If you’re cooking other food at the same time, use the method that matches your oven temp. At 375°F, husk-on and foil-wrapped still work well; uncovered roasting at 375°F tends to dry the kernels before browning kicks in.

Oven Method Temp And Time Best When You Want
Husk-on, rack or pan 400°F, 30–35 min Juicy corn with near-zero prep
Husk-on, extra-large ears 400°F, 35–40 min Even tenderness on thick cobs
Foil-wrapped, butter inside 400°F, 25–30 min Soft kernels and built-in seasoning
Foil-wrapped, crowded oven 400°F, 30–35 min Reliable results when heat is shared
Shucked, uncovered roast 425°F, 18–22 min Light char and deeper roasted flavor
Shucked, cut into halves 425°F, 14–18 min Faster cook time for small ovens
Kernels on sheet pan (off cob) 425°F, 12–15 min Corn for salads, tacos, bowls
Frozen corn kernels (sheet pan) 450°F, 18–22 min Roasty flavor when fresh corn isn’t around

Cook A Lot Of Corn At Once Without Drying It Out

Batch cooking is where oven corn shines, but crowding needs a little care.

  • Use two racks: Put pans on upper and lower thirds, then swap positions halfway through.
  • Give steam a job: For big batches, pick husk-on or foil-wrapped so the outer layer traps moisture.
  • Hold it right: After roasting, keep corn wrapped (husk or foil) for 10–15 minutes. It stays hot and keeps soft.

Food Handling And Leftover Corn That Still Tastes Good

Corn is low drama, but leftovers can turn funky if they sit out too long. Cool cooked corn soon, refrigerate it, and reheat only what you’ll eat. If you’re unsure about timing, follow FSIS guidance on leftovers and food safety for the two-hour rule and safe reheating habits.

To store, wrap ears tight or cut kernels off the cob and seal in a container. Reheat gently so kernels don’t shrivel.

Best Ways To Reheat Without Tough Corn

  • Oven: Wrap in foil with a dab of butter, 350°F for 10–12 minutes.
  • Microwave: Cover with a damp paper towel, heat in short bursts, turning once.
  • Skillet: Cut kernels off, warm with butter and a splash of water, stir until hot.

If you want a broader checklist for cooling and chilling cooked food, FoodSafety.gov tips for home food safety line up the basics in plain language.

Turn Oven Corn Into Dinner With Small Add-Ons

Corn doesn’t have to be a side that sits there. Dress it up and it can carry a plate.

Easy Serving Ideas

  • Taco night: Cut kernels off and toss with lime and chili powder.
  • Salad bowl: Mix roasted kernels with tomatoes, cucumber, feta, and lemon.
  • Butter board style: Roll hot corn through softened butter mixed with garlic and herbs.
  • Soup shortcut: Stir roasted kernels into chowder right before serving.

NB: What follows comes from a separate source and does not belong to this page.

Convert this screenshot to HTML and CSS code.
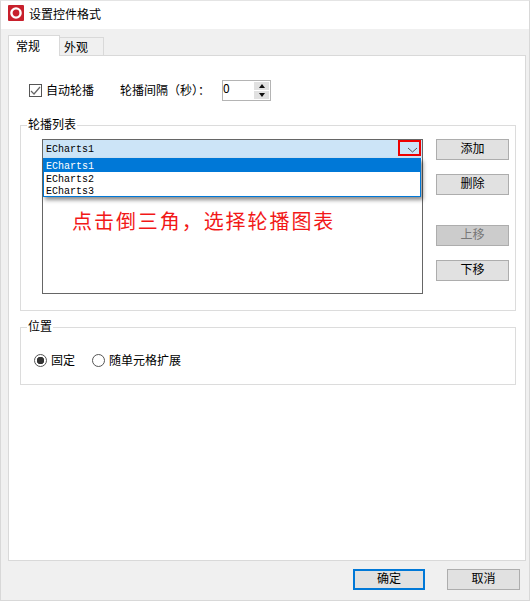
FILE: index.html
```html
<!DOCTYPE html>
<html lang="zh-CN">
<head>
  <meta charset="UTF-8">
  <title>设置控件格式</title>
  <link rel="stylesheet" href="styles.css">
</head>
<body>
  <div class="dialog">
    <div class="titlebar">
      <svg class="logo" width="16" height="16" viewBox="0 0 16 16">
        <rect width="16" height="16" rx="1" fill="#c8202c"/>
        <circle cx="8" cy="8" r="4.6" fill="none" stroke="#fff" stroke-width="2.4"/>
      </svg>
      <span>设置控件格式</span>
    </div>

    <div class="tabs">
      <div class="tab active">常规</div>
      <div class="tab">外观</div>
    </div>

    <div class="panel">
      <div class="auto-row">
        <span class="check">
          <svg width="11" height="11" viewBox="0 0 11 11">
            <path d="M1 6 L4 9 L10 2" fill="none" stroke="#666" stroke-width="1.2"/>
          </svg>
        </span>
        <label class="check-label">自动轮播</label>
        <label class="interval-label">轮播间隔（秒）：</label>
        <div class="spin">
          <span class="spin-value">0</span>
          <div class="spin-btns">
            <span class="spin-btn"><i class="arrow-up"></i></span>
            <span class="spin-btn"><i class="arrow-down"></i></span>
          </div>
        </div>
      </div>

      <fieldset class="group list-group">
        <legend>轮播列表</legend>
        <div class="list-row">
          <div class="listbox">
            <div class="combo">
              <span>ECharts1</span>
              <svg class="chevron" width="11" height="6" viewBox="0 0 11 6">
                <path d="M1 1 L5.5 5 L10 1" fill="none" stroke="#555" stroke-width="1"/>
              </svg>
            </div>
            <div class="marker"></div>
            <ul class="dropdown">
              <li class="selected">ECharts1</li>
              <li>ECharts2</li>
              <li>ECharts3</li>
            </ul>
            <p class="hint">点击倒三角，选择轮播图表</p>
          </div>
          <div class="side-btns">
            <button class="btn">添加</button>
            <button class="btn btn-del">删除</button>
            <button class="btn btn-up" disabled>上移</button>
            <button class="btn btn-down">下移</button>
          </div>
        </div>
      </fieldset>

      <fieldset class="group pos-group">
        <legend>位置</legend>
        <div class="radio-row">
          <span class="radio on"></span>
          <label class="radio-label">固定</label>
          <span class="radio"></span>
          <label>随单元格扩展</label>
        </div>
      </fieldset>
    </div>

    <div class="footer">
      <button class="btn btn-ok">确定</button>
      <button class="btn">取消</button>
    </div>
  </div>
</body>
</html>
```

FILE: styles.css
```css
* {
  box-sizing: border-box;
}

html, body {
  margin: 0;
  height: 100%;
}

body {
  font-family: "Noto Sans CJK SC", "Liberation Sans", sans-serif;
  font-size: 12px;
  line-height: 14px;
  color: #000;
  background: #f0f0f0;
  overflow: hidden;
}

.dialog {
  width: 530px;
  height: 601px;
  border: 1px solid #d8d8d8;
  border-top-color: #e4e4e4;
}

.titlebar {
  display: flex;
  align-items: center;
  height: 28px;
  padding: 0 0 2px 7px;
  background: #fff;
}

.logo {
  margin: -2px 5px 0 0;
}

.tabs {
  display: flex;
  align-items: flex-end;
  height: 26px;
  padding-left: 7px;
}

.tab {
  width: 44px;
  height: 18px;
  padding: 2px 0 0 4px;
  background: #f0f0f0;
  border: 1px solid #d9d9d9;
  border-bottom: none;
  border-left: none;
}

.tab.active {
  width: 52px;
  height: 21px;
  padding: 3px 0 0 7px;
  background: #fff;
  border-left: 1px solid #d9d9d9;
  margin-bottom: -1px;
  position: relative;
}

.panel {
  width: 518px;
  height: 506px;
  margin-left: 7px;
  padding: 24px 5px 0 11px;
  background: #fff;
  border: 1px solid #d9d9d9;
}

.auto-row {
  display: flex;
  align-items: center;
  height: 21px;
  padding-left: 9px;
}

.check {
  display: flex;
  align-items: center;
  justify-content: center;
  width: 13px;
  height: 13px;
  margin-right: 4px;
  border: 1px solid #555;
}

.check-label {
  width: 74px;
  padding-bottom: 2px;
}

.interval-label {
  width: 102px;
  padding-bottom: 2px;
}

.spin {
  display: flex;
  justify-content: space-between;
  width: 49px;
  height: 21px;
  padding: 1px 1px 1px 0;
  border: 1px solid #b4b4b4;
}

.spin-value {
  line-height: 12px;
}

.spin-btns {
  display: flex;
  flex-direction: column;
  gap: 1px;
  width: 15px;
}

.spin-btn {
  display: flex;
  align-items: center;
  justify-content: center;
  flex: 1;
  background: #e1e1e1;
}

.arrow-up, .arrow-down {
  width: 0;
  height: 0;
  border-left: 3.5px solid transparent;
  border-right: 3.5px solid transparent;
}

.arrow-up {
  border-bottom: 4px solid #111;
}

.arrow-down {
  border-top: 4px solid #111;
}

.group {
  margin: 0;
  padding: 0;
  border: 1px solid #dcdcdc;
  min-width: 0;
}

.group legend {
  padding: 0 1px 2px;
  margin-left: 6px;
  line-height: 12px;
}

.list-group {
  width: 496px;
  height: 193px;
  margin-top: 17px;
}

.list-row {
  display: flex;
  padding: 7px 0 0 21px;
}

.listbox {
  position: relative;
  width: 381px;
  height: 155px;
  background: #fff;
  border: 1px solid #666;
}

.combo {
  display: flex;
  align-items: center;
  justify-content: space-between;
  height: 18px;
  padding: 2px 4px 0 3px;
  background: #cce4f7;
  font-family: "Liberation Mono", monospace;
  font-size: 10px;
  color: #000;
}

.chevron {
  margin-top: -1px;
}

/* 红框，标出下拉按钮 */
.marker {
  position: absolute;
  top: 0;
  right: 1px;
  width: 23px;
  height: 16px;
  border: 2px solid #ee0000;
}

.dropdown {
  position: absolute;
  top: 18px;
  left: 0;
  width: 378px;
  margin: 0;
  padding: 0;
  list-style: none;
  background: #fff;
  border: 1px solid #0078d7;
  box-shadow: 2px 3px 4px rgba(0, 0, 0, 0.45);
  font-family: "Liberation Mono", monospace;
  font-size: 10px;
  line-height: 12px;
  color: #000;
}

.dropdown li {
  height: 12px;
  padding: 2px 0 0 2px;
}

.dropdown .selected {
  height: 13px;
  background: #0078d7;
  color: #fff;
}

.hint {
  margin: 50px 0 0 29px;
  font-size: 20px;
  line-height: 26px;
  letter-spacing: 1.94px;
  color: #f21818;
}

.side-btns {
  display: flex;
  flex-direction: column;
  margin-left: 13px;
}

.btn {
  width: 73px;
  height: 21px;
  padding: 0 0 4px;
  font-family: inherit;
  font-size: 12px;
  line-height: 14px;
  color: #000;
  background: #e1e1e1;
  border: 1px solid #adadad;
}

.btn-del {
  margin-top: 14px;
}

.btn-up {
  margin-top: 30px;
  background: #cccccc;
  color: #777;
}

.btn-down {
  margin-top: 14px;
}

.pos-group {
  width: 496px;
  height: 65px;
  margin-top: 9px;
}

.radio-row {
  display: flex;
  align-items: center;
  padding: 19px 0 0 13px;
}

.radio {
  width: 13px;
  height: 13px;
  margin-right: 4px;
  border: 1px solid #555;
  border-radius: 50%;
  background: #fff;
}

.radio.on {
  background: radial-gradient(circle, #333 0, #333 3.5px, #fff 4px);
}

.radio-label {
  width: 41px;
}

.footer {
  display: flex;
  justify-content: flex-end;
  gap: 22px;
  padding: 8px 9px 0 0;
}

.btn-ok {
  width: 72px;
  border: 2px solid #0078d7;
}
```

If you’re feeding kids, keep one ear plain. Season the rest. Everyone wins and you don’t cook twice.

Common Problems And Fast Fixes

Most corn issues come down to moisture and heat. Use this table when something feels off.

What You Notice Likely Cause What To Do Next Time
Kernels feel tough Cooked too long uncovered Use foil or husk-on, or lower temp to 400°F
Corn tastes bland Too little salt or fat Salt after roasting and add butter while hot
Silk sticks everywhere Not fully removed before foil method Use a damp paper towel to grab silk before wrapping
Husks smell scorched Loose husks brushing heating element Trim ends and roast on a sheet pan
Corn dries out while waiting Left unwrapped on the counter Hold in foil or husk for 10–15 minutes
No browning at all Foil or husk traps steam Finish unwrapped for 3–5 minutes at 450°F
Butter leaks and smokes Foil packet not sealed Double-wrap and keep seams facing up

Make-Ahead Moves For Parties

If you’re cooking for a crowd, do the messy work early. Shuck and de-silk up to a day ahead, then keep ears wrapped in the fridge. When it’s go time, foil-wrap with butter and salt and roast.

For peak timing, roast corn first, keep it wrapped, and finish your main dish. Corn holds heat well when it’s sealed up, so you don’t get that lukewarm, sad side dish vibe.

Quick Checklist Before You Start

  • Choose the method: husk-on for ease, foil for max juiciness, uncovered for browned flavor.
  • Heat the oven: 400°F covers most needs; 425°F boosts browning.
  • Season smart: salt + butter is the baseline, then add your twist.
  • Trust the cues: bright kernels, tender bite, sweet aroma.
  • Hold it wrapped: 10 minutes of rest keeps corn hot and soft.

Once you’ve done it a couple times, oven corn turns into a reliable side you can run on autopilot. You’ll know your oven’s timing, your favorite seasoning combo, and the method that fits your weeknight rhythm.